Rows from a dataset of pages and code:
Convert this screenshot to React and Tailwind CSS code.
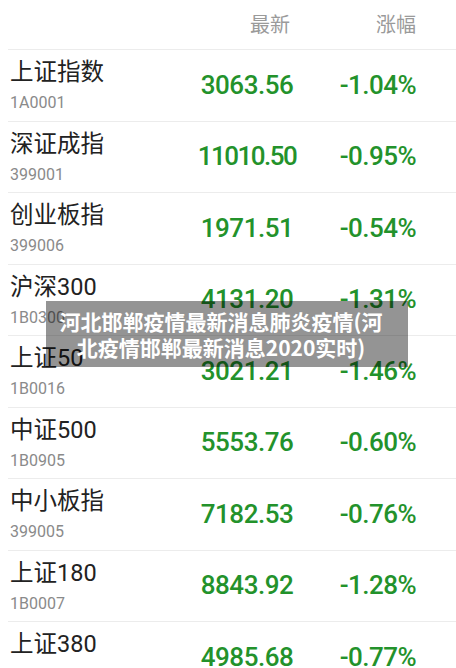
import React from 'react';

const rows = [
  { name: '上证指数', code: '1A0001', price: '3063.56', pct: '-1.04%' },
  { name: '深证成指', code: '399001', price: '11010.50', pct: '-0.95%' },
  { name: '创业板指', code: '399006', price: '1971.51', pct: '-0.54%' },
  { name: '沪深300', code: '1B0300', price: '4131.20', pct: '-1.31%' },
  { name: '上证50', code: '1B0016', price: '3021.21', pct: '-1.46%' },
  { name: '中证500', code: '1B0905', price: '5553.76', pct: '-0.60%' },
  { name: '中小板指', code: '399005', price: '7182.53', pct: '-0.76%' },
  { name: '上证180', code: '1B0007', price: '8843.92', pct: '-1.28%' },
  { name: '上证380', code: '1B0009', price: '4985.68', pct: '-0.77%' },
];

const cjk = "font-['Roboto','Noto_Sans_CJK_SC',sans-serif]";

export default function App() {
  return (
    <div className={`relative w-[456px] h-[668px] overflow-hidden bg-white ${cjk}`}>
      {/* header */}
      <div className="h-[49px] flex items-center text-[20px] text-[#9a9a9a]">
        <div className="ml-[250px] w-[40px] text-center">最新</div>
        <div className="ml-[86px] w-[40px] text-center">涨幅</div>
      </div>

      {rows.map((r) => (
        <div key={r.code} className="ml-[8px] h-[71.5px] border-t border-[#ececec] flex items-center">
          <div className="w-[189px] self-start pl-[2px] pt-[8px]">
            <div className="text-[23.5px] leading-[28px] text-[#222]">{r.name}</div>
            <div className="mt-[7px] text-[16px] leading-[20px] text-[#8a8a8a]">{r.code}</div>
          </div>
          <div className={`w-[100px] text-center text-[26px] font-medium text-[#23922b] ${r.price.length > 7 ? 'tracking-[-1.5px]' : 'tracking-[-0.5px]'}`}>
            {r.price}
          </div>
          <div className="ml-[31px] w-[100px] text-center text-[26px] font-medium tracking-[-0.5px] text-[#23922b]">
            {r.pct}
          </div>
        </div>
      ))}

      {/* caption overlay */}
      <div className="absolute left-[46px] top-[301px] w-[362px] h-[66px] bg-[rgba(0,0,0,0.42)] flex items-center justify-center">
        <div className="text-center text-white font-bold text-[21px] leading-[26px] pr-[12px] font-['Noto_Sans_CJK_SC',sans-serif]">
          河北邯郸疫情最新消息肺炎疫情(河<br />北疫情邯郸最新消息2020实时)
        </div>
      </div>
    </div>
  );
}
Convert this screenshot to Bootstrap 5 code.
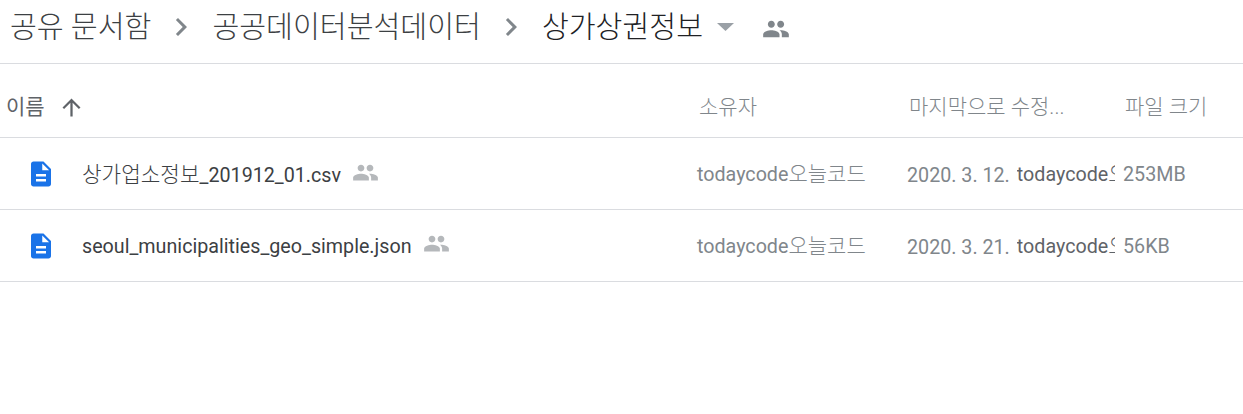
<!DOCTYPE html>
<html lang="ko">
<head>
    <meta charset="UTF-8">
    <title>상가상권정보</title>
    <link href="https://cdn.jsdelivr.net/npm/bootstrap@5.3.3/dist/css/bootstrap.min.css" rel="stylesheet">
    <style>
        body {
            font-family: Roboto, "Noto Sans CJK KR", sans-serif;
            background: #fff;
            overflow: hidden;
        }
        .path-bar {
            height: 64px;
            padding: 0 0 9px 10px;
            border-bottom: 1px solid #dadce0;
        }
        .crumb {
            font-size: 29.2px;
            line-height: 36px;
            font-weight: 300;
            color: #3c4043;
        }
        .crumb-now { color: #202124; }
        .crumb-sep { width: 36px; height: 36px; margin: 0 13px 0 12px; fill: #80868b; }
        .caret-icon { width: 17px; height: 8px; margin: 0 28px 0 14px; fill: #9aa0a6; }
        .share-top { width: 28px; height: 28px; margin-top: 4px; fill: #80868b; }
        .head-row, .file-row { border-bottom: 1px solid #dadce0; }
        .head-row { height: 74px; padding-top: 14px; color: #80868b; font-size: 21px; font-weight: 300; }
        .file-row { height: 72px; padding-top: 1px; font-size: 19.7px; color: #80868b; }
        .col-name { width: 699px; }
        .col-owner { width: 210px; }
        .col-date { width: 216px; }
        .file-row .col-name { width: 697px; }
        .head-name { padding-left: 6px; font-weight: 400; color: #5f6368; }
        .sort-icon { width: 27px; height: 27px; margin-left: 13px; fill: #5f6368; }
        .doc-icon { width: 30px; height: 30px; margin-left: 26px; margin-right: 26px; fill: #1a73e8; }
        .file-name { color: #3c4043; white-space: nowrap; }
        .ko { font-size: 21px; font-weight: 300; }
        .file-name .ko { font-size: 21.3px; }
        .share-small { width: 27px; height: 27px; margin-left: 11px; margin-top: -4px; fill: #b5b8bb; }
        .owner-cut { display: inline-block; width: 98px; overflow: hidden; white-space: nowrap; vertical-align: bottom; margin-left: 7px; color: #5f6368; }
        .cell-text { white-space: nowrap; padding-top: 2px; }
    </style>
</head>
<body>

    <div class="path-bar d-flex align-items-center">
        <span class="crumb">공유 문서함</span>
        <svg class="crumb-sep" viewBox="0 0 24 24"><path d="M10 6L8.59 7.41 13.17 12l-4.58 4.59L10 18l6-6z"/></svg>
        <span class="crumb">공공데이터분석데이터</span>
        <svg class="crumb-sep" viewBox="0 0 24 24"><path d="M10 6L8.59 7.41 13.17 12l-4.58 4.59L10 18l6-6z"/></svg>
        <span class="crumb crumb-now">상가상권정보</span>
        <svg class="caret-icon" viewBox="0 0 17 8"><path d="M0 0h17L8.5 8z"/></svg>
        <svg class="share-top" viewBox="0 0 24 24"><path d="M16 11c1.66 0 2.99-1.34 2.99-3S17.66 5 16 5c-1.66 0-3 1.34-3 3s1.34 3 3 3zm-8 0c1.66 0 2.99-1.34 2.99-3S9.66 5 8 5C6.34 5 5 6.34 5 8s1.34 3 3 3zm0 2c-2.33 0-7 1.17-7 3.5V19h14v-2.5c0-2.33-4.67-3.5-7-3.5zm8 0c-.29 0-.62.02-.97.05 1.16.84 1.97 1.97 1.97 3.45V19h6v-2.5c0-2.33-4.67-3.5-7-3.5z"/></svg>
    </div>

    <div class="head-row d-flex align-items-center">
        <div class="col-name head-name d-flex align-items-center">
            <span>이름</span>
            <svg class="sort-icon" viewBox="0 0 24 24"><path d="M4 12l1.41 1.41L11 7.83V20h2V7.83l5.58 5.59L20 12l-8-8-8 8z"/></svg>
        </div>
        <div class="col-owner">소유자</div>
        <div class="col-date">마지막으로 수정...</div>
        <div>파일 크기</div>
    </div>

    <div class="file-row d-flex align-items-center">
        <div class="col-name d-flex align-items-center">
            <svg class="doc-icon" viewBox="0 0 24 24"><path d="M14 2H6c-1.1 0-1.99.9-1.99 2L4 20c0 1.1.89 2 1.99 2H18c1.1 0 2-.9 2-2V8l-6-6zm2 16H8v-2h8v2zm0-4H8v-2h8v2zm-3-5V3.5L18.5 9H13z"/></svg>
            <span class="file-name cell-text"><span class="ko">상가업소정보</span>_201912_01.csv</span>
            <svg class="share-small" viewBox="0 0 24 24"><path d="M16 11c1.66 0 2.99-1.34 2.99-3S17.66 5 16 5c-1.66 0-3 1.34-3 3s1.34 3 3 3zm-8 0c1.66 0 2.99-1.34 2.99-3S9.66 5 8 5C6.34 5 5 6.34 5 8s1.34 3 3 3zm0 2c-2.33 0-7 1.17-7 3.5V19h14v-2.5c0-2.33-4.67-3.5-7-3.5zm8 0c-.29 0-.62.02-.97.05 1.16.84 1.97 1.97 1.97 3.45V19h6v-2.5c0-2.33-4.67-3.5-7-3.5z"/></svg>
        </div>
        <div class="col-owner cell-text">todaycode<span class="ko">오늘코드</span></div>
        <div class="col-date cell-text">2020. 3. 12.<span class="owner-cut">todaycode<span class="ko">오늘코드</span></span></div>
        <div class="cell-text">253MB</div>
    </div>

    <div class="file-row d-flex align-items-center">
        <div class="col-name d-flex align-items-center">
            <svg class="doc-icon" viewBox="0 0 24 24"><path d="M14 2H6c-1.1 0-1.99.9-1.99 2L4 20c0 1.1.89 2 1.99 2H18c1.1 0 2-.9 2-2V8l-6-6zm2 16H8v-2h8v2zm0-4H8v-2h8v2zm-3-5V3.5L18.5 9H13z"/></svg>
            <span class="file-name cell-text">seoul_municipalities_geo_simple.json</span>
            <svg class="share-small" viewBox="0 0 24 24"><path d="M16 11c1.66 0 2.99-1.34 2.99-3S17.66 5 16 5c-1.66 0-3 1.34-3 3s1.34 3 3 3zm-8 0c1.66 0 2.99-1.34 2.99-3S9.66 5 8 5C6.34 5 5 6.34 5 8s1.34 3 3 3zm0 2c-2.33 0-7 1.17-7 3.5V19h14v-2.5c0-2.33-4.67-3.5-7-3.5zm8 0c-.29 0-.62.02-.97.05 1.16.84 1.97 1.97 1.97 3.45V19h6v-2.5c0-2.33-4.67-3.5-7-3.5z"/></svg>
        </div>
        <div class="col-owner cell-text">todaycode<span class="ko">오늘코드</span></div>
        <div class="col-date cell-text">2020. 3. 21.<span class="owner-cut">todaycode<span class="ko">오늘코드</span></span></div>
        <div class="cell-text">56KB</div>
    </div>

    <script src="https://cdn.jsdelivr.net/npm/bootstrap@5.3.3/dist/js/bootstrap.bundle.min.js"></script>
</body>
</html>
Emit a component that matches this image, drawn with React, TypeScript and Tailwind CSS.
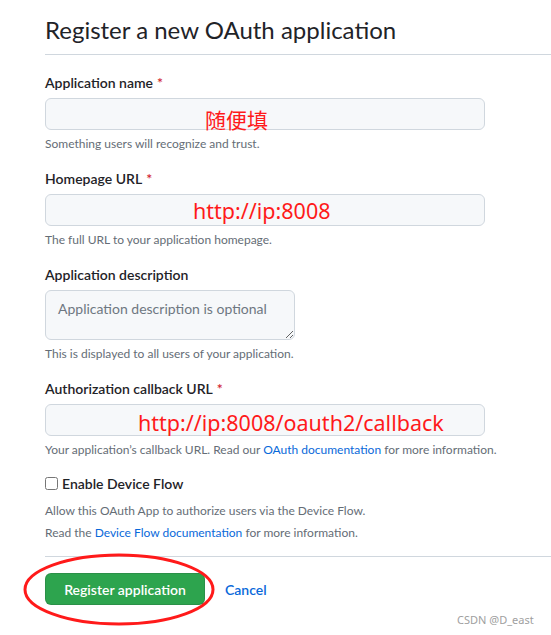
import React from 'react';

const fieldInput =
  'block h-[32px] w-[440px] rounded-[6px] border border-[#d0d7de] bg-[#f6f8fa] px-[12px] text-[14px] outline-none';

function Label({ text, required }: { text: string; required?: boolean }) {
  return (
    <label className="mb-[5px] block text-[14px] font-semibold leading-[21px]">
      {text}
      {required && <span className="ml-[4px] text-[#d1242f]">*</span>}
    </label>
  );
}

function Note({ children }: { children: React.ReactNode }) {
  return <p className="mt-[5px] text-[12px] leading-[18px] text-[#656d76]">{children}</p>;
}

export default function App() {
  return (
    <div className="relative min-h-screen overflow-hidden bg-white pl-[45px] pt-[12px] font-['Segoe_UI','Lato',sans-serif] text-[#1f2328]">
      <div className="border-b border-[#d0d7de] pb-[6px]">
        <h1 className="text-[24px] font-normal leading-[36px]">Register a new OAuth application</h1>
      </div>

      <form className="mt-[17px]" onSubmit={(e) => e.preventDefault()}>
        <div className="mb-[15px]">
          <Label text="Application name" required />
          <div className="relative">
            <input className={fieldInput} />
            {/* red annotation */}
            <span className="absolute left-[160px] top-[11px] font-['Noto_Sans_CJK_SC',sans-serif] text-[21px] leading-[21px] text-[#ff1a1a]">
              随便填
            </span>
          </div>
          <Note>Something users will recognize and trust.</Note>
        </div>

        <div className="mb-[15px]">
          <Label text="Homepage URL" required />
          <div className="relative">
            <input className={fieldInput} />
            <span className="absolute left-[148px] top-[6px] font-['Noto_Sans','Noto_Sans_CJK_SC',sans-serif] text-[21.5px] leading-[22px] text-[#ff1a1a]">
              http://ip:8008
            </span>
          </div>
          <Note>The full URL to your application homepage.</Note>
        </div>

        <div className="mb-[15px]">
          <Label text="Application description" />
          <textarea
            placeholder="Application description is optional"
            className="block h-[50px] w-[250px] rounded-[6px] border border-[#d0d7de] bg-[#f6f8fa] px-[12px] py-[8px] text-[14px] leading-[20px] outline-none placeholder:text-[#6e7781]"
          />
          <Note>This is displayed to all users of your application.</Note>
        </div>

        <div className="mb-[14px]">
          <Label text="Authorization callback URL" required />
          <div className="relative">
            <input className={fieldInput} />
            <span className="absolute left-[93px] top-[8px] font-['Noto_Sans','Noto_Sans_CJK_SC',sans-serif] text-[21.5px] leading-[22px] text-[#ff1a1a]">
              http://ip:8008/oauth2/callback
            </span>
          </div>
          <Note>
            Your application’s callback URL. Read our{' '}
            <a className="text-[#0969da]">OAuth documentation</a> for more information.
          </Note>
        </div>

        <div className="border-b border-[#d0d7de] pb-[14px]">
          <label className="flex items-center gap-[4px] text-[14px] font-semibold leading-[21px]">
            <input type="checkbox" className="m-0 h-[13px] w-[13px]" />
            Enable Device Flow
          </label>
          <p className="mt-[8px] text-[12px] leading-[18px] text-[#656d76]">
            Allow this OAuth App to authorize users via the Device Flow.
          </p>
          <p className="mt-[4px] text-[12px] leading-[18px] text-[#656d76]">
            Read the <a className="text-[#0969da]">Device Flow documentation</a> for more information.
          </p>
        </div>

        <div className="relative mt-[16px] flex items-center gap-[20px]">
          <button
            type="submit"
            className="h-[32px] w-[160px] rounded-[6px] border border-[#1f232826] bg-[#2da44e] text-[14px] font-semibold text-white"
          >
            Register application
          </button>
          <a className="text-[14px] font-semibold text-[#0969da]">Cancel</a>
          {/* red ellipse drawn around the button */}
          <svg
            className="pointer-events-none absolute left-[-22px] top-[-20px]"
            width="192"
            height="73"
            viewBox="0 0 192 73"
          >
            <ellipse cx="96" cy="36.5" rx="94" ry="34.5" fill="none" stroke="#ff1a1a" strokeWidth="3" />
          </svg>
        </div>
      </form>

      <span className="absolute left-[457px] top-[612px] font-['Noto_Sans',sans-serif] text-[11px] leading-[16px] text-[#a0a0a0]">
        CSDN @D_east
      </span>
    </div>
  );
}
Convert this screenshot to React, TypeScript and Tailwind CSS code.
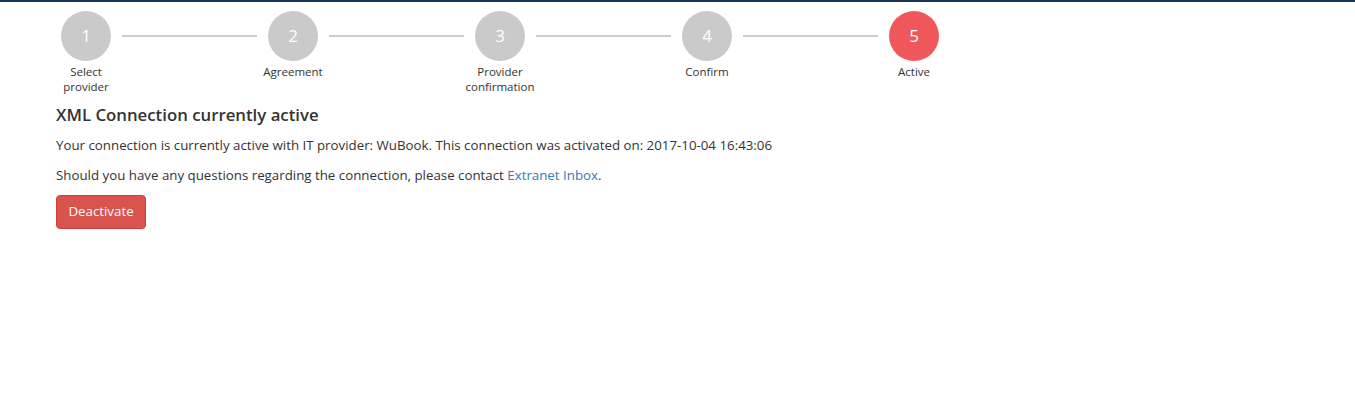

_Objective_
Using the material above, copy every line in which the string "drawn" occurs.

_Written response_
Emit a component that matches this image, drawn with React, TypeScript and Tailwind CSS.
          {/* red ellipse drawn around the button */}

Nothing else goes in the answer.